No, John Kneeland’s mind, much like yours, has long since checked out for spring break, leaving his body behind with the unfortunate task of finishing up the week’s schoolwork and writing the rant du jour in the traditional Kneelandian fashion. Without the aforementioned brain, all John’s fingers can do is regurgitate spring break advice learned through years of experience in pushing the envelope of irresponsibility:
- Make sure you’ve been working out for weeks to look good for all the shallow beautiful people you’ll meet. Oops, too late.
If your group rents a van and you have more passengers than seats, using a lawn chair as an extra seat is a very poor idea.

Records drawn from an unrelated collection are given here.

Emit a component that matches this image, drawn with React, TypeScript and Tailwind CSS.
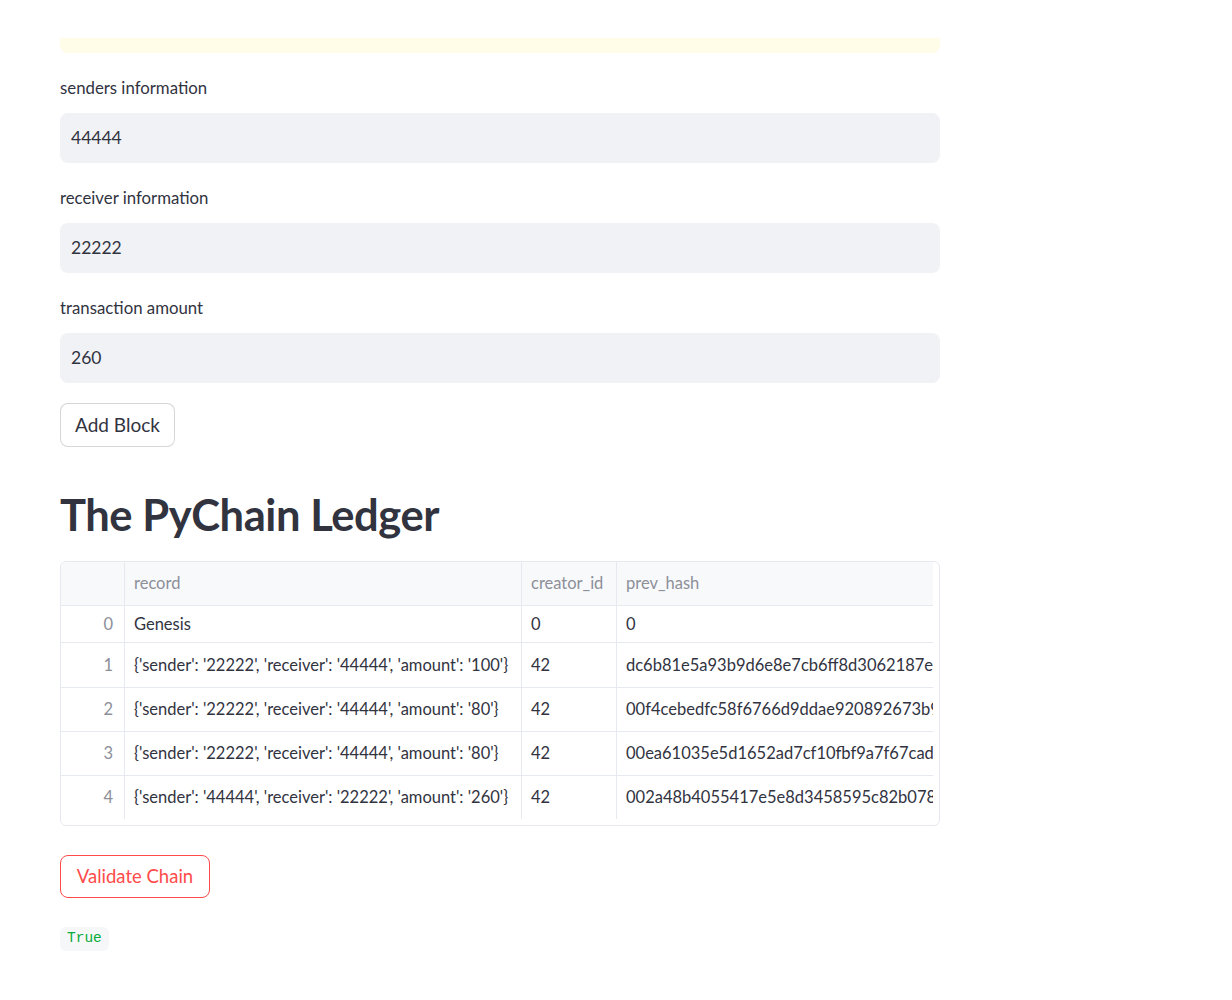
import React from "react";

const rows = [
  { idx: 0, record: "Genesis", creator: "0", hash: "0", h: "h-[37px]" },
  {
    idx: 1,
    record: "{'sender': '22222', 'receiver': '44444', 'amount': '100'}",
    creator: "42",
    hash: "dc6b81e5a93b9d6e8e7cb6ff8d3062187ec2a1f0",
    h: "h-[45px]",
  },
  {
    idx: 2,
    record: "{'sender': '22222', 'receiver': '44444', 'amount': '80'}",
    creator: "42",
    hash: "00f4cebedfc58f6766d9ddae920892673b94e2c1",
    h: "h-[44px]",
  },
  {
    idx: 3,
    record: "{'sender': '22222', 'receiver': '44444', 'amount': '80'}",
    creator: "42",
    hash: "00ea61035e5d1652ad7cf10fbf9a7f67cad5a3b2",
    h: "h-[44px]",
  },
  {
    idx: 4,
    record: "{'sender': '44444', 'receiver': '22222', 'amount': '260'}",
    creator: "42",
    hash: "002a48b4055417e5e8d3458595c82b0781a9d4e7",
    h: "h-[43px]",
  },
];

function Field({ label, value }: { label: string; value: string }) {
  return (
    <div className="mt-[23px]">
      <div className="flex h-[24px] items-center text-[16.8px]">{label}</div>
      <div className="mt-[13px] flex h-[50px] items-center rounded-lg bg-[#f0f2f6] px-[11px] text-[17.5px]">
        {value}
      </div>
    </div>
  );
}

export default function App() {
  return (
    <div className="min-h-screen bg-white font-['Lato','Noto_Sans',sans-serif] text-[#31333f]">
      <div className="ml-[60px] w-[880px] pt-[38px] pb-[40px]">
        {/* tail of the warning box above */}
        <div className="h-[15px] rounded-b-lg bg-[#fffce7]" />

        <Field label="senders information" value="44444" />
        <Field label="receiver information" value="22222" />
        <Field label="transaction amount" value="260" />

        <button className="mt-[20px] flex h-[44px] w-[115px] items-center justify-center rounded-lg border border-[#31333f33] bg-white text-[19px]">
          Add Block
        </button>

        <h1 className="mt-[41px] text-[43.5px] leading-[53px] font-bold tracking-[-0.01em]">
          The PyChain Ledger
        </h1>

        {/* dataframe */}
        <div className="mt-[20px] overflow-hidden rounded-md border border-[#e6e9ef] pb-[6px]">
          <div className="w-[872px] overflow-hidden">
            <div className="flex h-[44px] border-b border-[#e6e9ef] bg-[#f8f9fb] text-[16.5px] text-[#8d8f99]">
              <div className="w-[64px] shrink-0 border-r border-[#e6e9ef]" />
              <div className="flex w-[397px] shrink-0 items-center border-r border-[#e6e9ef] px-[9px]">
                record
              </div>
              <div className="flex w-[95px] shrink-0 items-center border-r border-[#e6e9ef] px-[9px]">
                creator_id
              </div>
              <div className="flex w-[316px] shrink-0 items-center px-[9px]">prev_hash</div>
            </div>
            {rows.map((r, i) => (
              <div
                key={r.idx}
                className={`flex text-[16.5px] ${r.h} ${i < rows.length - 1 ? "border-b border-[#e6e9ef]" : ""}`}
              >
                <div className="flex w-[64px] shrink-0 items-center justify-end border-r border-[#e6e9ef] pr-[11px] text-[#8d8f99]">
                  {r.idx}
                </div>
                <div className="flex w-[397px] shrink-0 items-center overflow-hidden border-r border-[#e6e9ef] px-[9px] whitespace-nowrap">
                  {r.record}
                </div>
                <div className="flex w-[95px] shrink-0 items-center border-r border-[#e6e9ef] px-[9px]">
                  {r.creator}
                </div>
                <div className="flex w-[316px] shrink-0 items-center overflow-hidden pl-[9px] whitespace-nowrap">
                  {r.hash}
                </div>
              </div>
            ))}
          </div>
        </div>

        <button className="mt-[29px] flex h-[43px] w-[150px] items-center justify-center rounded-lg border border-[#ff4b4b] bg-white text-[18.5px] text-[#ff4b4b]">
          Validate Chain
        </button>

        <div className="mt-[26px]">
          <code className="inline-flex h-[24px] items-center rounded-md bg-[#f6f7f9] px-[7px] font-['Liberation_Mono',monospace] text-[14.5px] text-[#09ab3b]">
            True
          </code>
        </div>
      </div>
    </div>
  );
}
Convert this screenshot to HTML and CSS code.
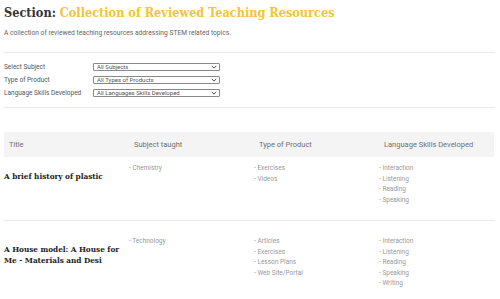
FILE: index.html
```html
<!DOCTYPE html>
<html lang="en">

<head>
    <meta charset="UTF-8" />
    <meta name="viewport" content="width=device-width, initial-scale=1.0" />
    <title>Collection of Reviewed Teaching Resources</title>
    <link rel="stylesheet" href="styles.css">
</head>

<body>
    <div class="page">
        <h1 class="section-title">Section: <span class="accent">Collection of Reviewed Teaching Resources</span></h1>
        <p class="lead">A collection of reviewed teaching resources addressing STEM related topics.</p>

        <form class="filters">
            <div class="filter-row">
                <label for="subject">Select Subject</label>
                <div class="select-wrap">
                    <select id="subject">
                        <option>All Subjects</option>
                    </select>
                    <svg class="chevron" viewBox="0 0 8 5" width="6" height="4"><path d="M1 1l3 3 3-3" /></svg>
                </div>
            </div>
            <div class="filter-row">
                <label for="product">Type of Product</label>
                <div class="select-wrap">
                    <select id="product">
                        <option>All Types of Products</option>
                    </select>
                    <svg class="chevron" viewBox="0 0 8 5" width="6" height="4"><path d="M1 1l3 3 3-3" /></svg>
                </div>
            </div>
            <div class="filter-row">
                <label for="skills">Language Skills Developed</label>
                <div class="select-wrap">
                    <select id="skills">
                        <option>All Languages Skills Developed</option>
                    </select>
                    <svg class="chevron" viewBox="0 0 8 5" width="6" height="4"><path d="M1 1l3 3 3-3" /></svg>
                </div>
            </div>
        </form>

        <table class="resources">
            <colgroup>
                <col class="col-title">
                <col class="col-mid">
                <col class="col-mid">
                <col>
            </colgroup>
            <thead>
                <tr>
                    <th>Title</th>
                    <th>Subject taught</th>
                    <th>Type of Product</th>
                    <th>Language Skills Developed</th>
                </tr>
            </thead>
            <tbody>
                <tr>
                    <td><h3 class="res-title">A brief history of plastic</h3></td>
                    <td>
                        <ul class="tags">
                            <li>- Chemistry</li>
                        </ul>
                    </td>
                    <td>
                        <ul class="tags">
                            <li>- Exercises</li>
                            <li>- Videos</li>
                        </ul>
                    </td>
                    <td>
                        <ul class="tags">
                            <li>- Interaction</li>
                            <li>- Listening</li>
                            <li>- Reading</li>
                            <li>- Speaking</li>
                        </ul>
                    </td>
                </tr>
                <tr>
                    <td><h3 class="res-title">A House model: A House for Me - Materials and Desi</h3></td>
                    <td>
                        <ul class="tags">
                            <li>- Technology</li>
                        </ul>
                    </td>
                    <td>
                        <ul class="tags">
                            <li>- Articles</li>
                            <li>- Exercises</li>
                            <li>- Lesson Plans</li>
                            <li>- Web Site/Portal</li>
                        </ul>
                    </td>
                    <td>
                        <ul class="tags">
                            <li>- Interaction</li>
                            <li>- Listening</li>
                            <li>- Reading</li>
                            <li>- Speaking</li>
                            <li>- Writing</li>
                        </ul>
                    </td>
                </tr>
            </tbody>
        </table>
    </div>
</body>

</html>
```

FILE: styles.css
```css
:root {
    --accent: #f6c23e;
    --heading: #333;
    --text: #666;
    --muted: #999;
    --line: #e8e8e8;
    --head-bg: #f4f4f4;
}

* {
    box-sizing: border-box;
}

body {
    margin: 0;
    font-family: Roboto, 'Noto Sans', sans-serif;
    background: white;
    color: var(--text);
}

.page {
    padding: 0 6px 0 4px;
}

.section-title {
    margin: 5px 0 0;
    font-family: 'DejaVu Serif Condensed', 'DejaVu Serif', serif;
    font-stretch: condensed;
    font-size: 12.6px;
    line-height: 16px;
    font-weight: bold;
    color: var(--heading);
}

.accent {
    color: var(--accent);
}

.lead {
    margin: 8px 0 0;
    font-size: 6.7px;
    line-height: 9px;
    color: var(--text);
}

.filters {
    margin-top: 14px;
    padding: 10px 0 10px;
    border-top: 1px solid var(--line);
    border-bottom: 1px solid var(--line);
    display: flex;
    flex-direction: column;
    gap: 5px;
}

.filter-row {
    display: flex;
    align-items: center;
    height: 8px;
}

.filter-row label {
    width: 89px;
    font-size: 6.5px;
    color: #555;
}

.select-wrap {
    position: relative;
    width: 127px;
    height: 8px;
}

.select-wrap select {
    appearance: none;
    -webkit-appearance: none;
    display: block;
    width: 100%;
    height: 8px;
    margin: 0;
    padding: 0 0 0 3px;
    border: 1px solid #888;
    border-radius: 1px;
    background: white;
    font-family: Roboto, sans-serif;
    font-size: 6px;
    line-height: 6px;
    color: #555;
}

.chevron {
    position: absolute;
    right: 3px;
    top: 2px;
    fill: none;
    stroke: #444;
    stroke-width: 1.3;
}

.resources {
    width: 490px;
    margin-top: 24px;
    border-collapse: collapse;
    table-layout: fixed;
}

.col-title,
.col-mid {
    width: 125px;
}

.resources th {
    height: 25px;
    padding: 0 0 0 5px;
    background: var(--head-bg);
    text-align: left;
    font-size: 7.5px;
    font-weight: normal;
    color: #707070;
}

.resources td {
    padding: 15px 0;
    vertical-align: top;
    border-bottom: 1px solid var(--line);
}

.resources tbody tr:first-child td {
    padding-top: 6px;
}

.res-title {
    margin: 8px 4px 0 0;
    font-family: 'DejaVu Serif Condensed', 'DejaVu Serif', serif;
    font-stretch: condensed;
    font-size: 8.2px;
    letter-spacing: -0.05px;
    line-height: 10.5px;
    font-weight: bold;
    color: #222;
}

.tags {
    margin: 0;
    padding: 0;
    list-style: none;
    font-size: 6.5px;
    line-height: 10.5px;
    color: var(--muted);
}
```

- Don’t worry about giving locals a bad impression of Americans. Chances are they already hate Americans anyway.
- When renting a moped, do not crash it, especially when far, far away from the rental places
- In some countries, the laws for obtaining prescription drugs are lax, to say the least. Make sure your friends have not bought Viagra and put it in your drink
- As it turns out, taking the inflatable life jacket stowed beneath your airline seat is a violation of international law. If you appropriate it, be sure to use it before getting your bags scanned for the return flight.
- If you forget to do so, put it in your friend’s bag and hilarity will ensue.
- Bringing $300 sunglasses on vacation is a bad idea. Bringing them into the water and then wrestling is an even worse idea
- The delight and mute horror of running into Penn students is unavoidable unless you’re on spring break North Korea. Whatever you just did will come back to haunt you
- Hooking up with a friend on spring break is no guarantee of a repeat upon return to Penn (for better or for worse).
- There are two substances to soothe the pain of sunburn. One is available at CVS, and one is available with those little paper umbrellas stuck on the top
- Trading your shoes for a cool pair of sunglasses is a bad idea, especially in an area surrounded by sun-baked sand and jagged rocks
- Your cell phone may get a signal in whatever country you are in, but drunk dials back home are expensive and not recommended.
- All-inclusive specials, oddly, do not include hospital bills for alcohol poisoning
- Gay bars have great drink specials.

March 1st, 2007 at 10:17 pm
Stephen Hawking is going into space, and all you care about is drink specials at gay bars.